In the 1950s, Houghtaling was still working as a salesman, this time selling vibrating beds in which the vibrating motor and bed were sold as a single unit that was clumsy, expensive, and prone to failure. At a service call for a broken unit, Houghtaling realized that the vibrating motor was the essential component, not the bed, and that a unit could be developed that would attach to any bed, not just the combination vibrating bed units he was selling. Houghtaling worked in the basement of his home in Glen Rock, New Jersey, and tested hundreds of motors before finding one that weighed relatively little, could be attached to the box springs of an existing bed, and would provide the right level of vibration. Once a quarter was inserted into the attached coin meter, the motor would vibrate the bed for 15 minutes. The coin mechanisms were modeled on similar devices that had been attached to radios and televisions in hotels. The devices were sold through franchisees who installed the units in hotels based on an arrangement in which revenues would be split, with $1 million in annual sales of the units. There were 250,000 Magic Fingers units installed nationwide at their peak of popularity in the 1960s, with each unit averaging eight quarters per week, bringing in $2 million in monthly gross revenue.

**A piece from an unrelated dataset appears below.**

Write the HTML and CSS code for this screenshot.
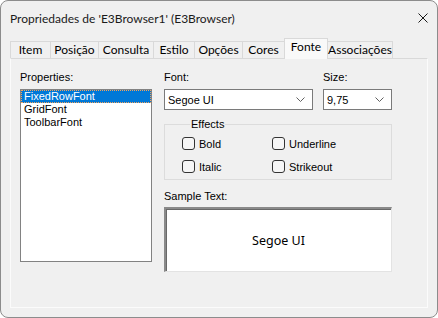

By the last half of the 1970s, more than a million Magic Fingers units had been installed in American and European hotels and houses. The devices started to seem out of date and somewhat sleazy, because of the bed's association with seedy motels, and their popularity declined starting in the 1980s as other in-room entertainment options became available and theft of money from the coin boxes started to become more common. Houghtaling sold the rights to the Magic Fingers name after he retired in the 1980s, with the new owner manufacturing units for home use at the time of his death in 2009. Though the devices are rarely seen in the 21st century, they were still available in motels in the Western United States at the time of his death.

==Trivia==
The vibrating bed was frequently featured in 1960s–1980s movies and TV shows. "Magic fingers" is a song by Frank Zappa on the soundtrack to 200 Motels. It was mentioned by name in songwriter Steve Goodman's "This Hotel Room", sung by Jimmy Buffett, which included the line "Put in a quarter / Turn out the light / Magic Fingers makes you feel all right." and is also mentioned in Buck Owens's "World Famous Paradise Inn." Kurt Vonnegut's Slaughterhouse Five also referred to Houghtaling's Magic Fingers; the protagonist Billy Pilgrim used the vibrating bed to help him fall asleep. Magic Fingers was also seen in the 1997 film Lolita, the 1998 Clay Pigeons, and the episode of CSI Vegas "Assume Nothing" (season 4, episode 1). In the classic 1983 National Lampoon film Vacation, Clark and Ellen Griswold can be seen relaxing on a Magic Fingers bed that goes rogue, vibrating excessively and forcing them onto the floor. In the X-Files episode Bad Blood (Season 5, episode 12) Dana Scully used one in a Texas motel, before being interrupted by Mulder, telling her that she had to go perform an autopsy at that moment. She complained "but I just put money in the Magic Fingers." It has been referenced twice in The Simpsons, once as a couch gag and once in the episode "The Cartridge Family" in which Marge takes the kids to the Sleep Eazy (the neon sign is partially burned out to read "Sleazy") Hotel; Bart and Lisa turn on the Magic Fingers and race their vibrating beds across the hotel room. It was also featured several times in the TV show Supernatural. Dean is very fond of the magic fingers as seen in season 2 ep 13. It has also been featured in S5:E17 (The Death of the Queen Bee) of US TV series Bones. The Magic Fingers is mentioned in the third season of The Wire, as well as the season 3 episode, “Hank’s Cowboy Movie” of King of The Hill.

==Personal life==
Houghtaling died aged 92 on June 17, 2009, at his Fort Pierce, Florida, home due to complications from a fall that resulted in a stroke. His first marriage ended in divorce and his second wife predeceased him. He was survived by five children and five grandchildren.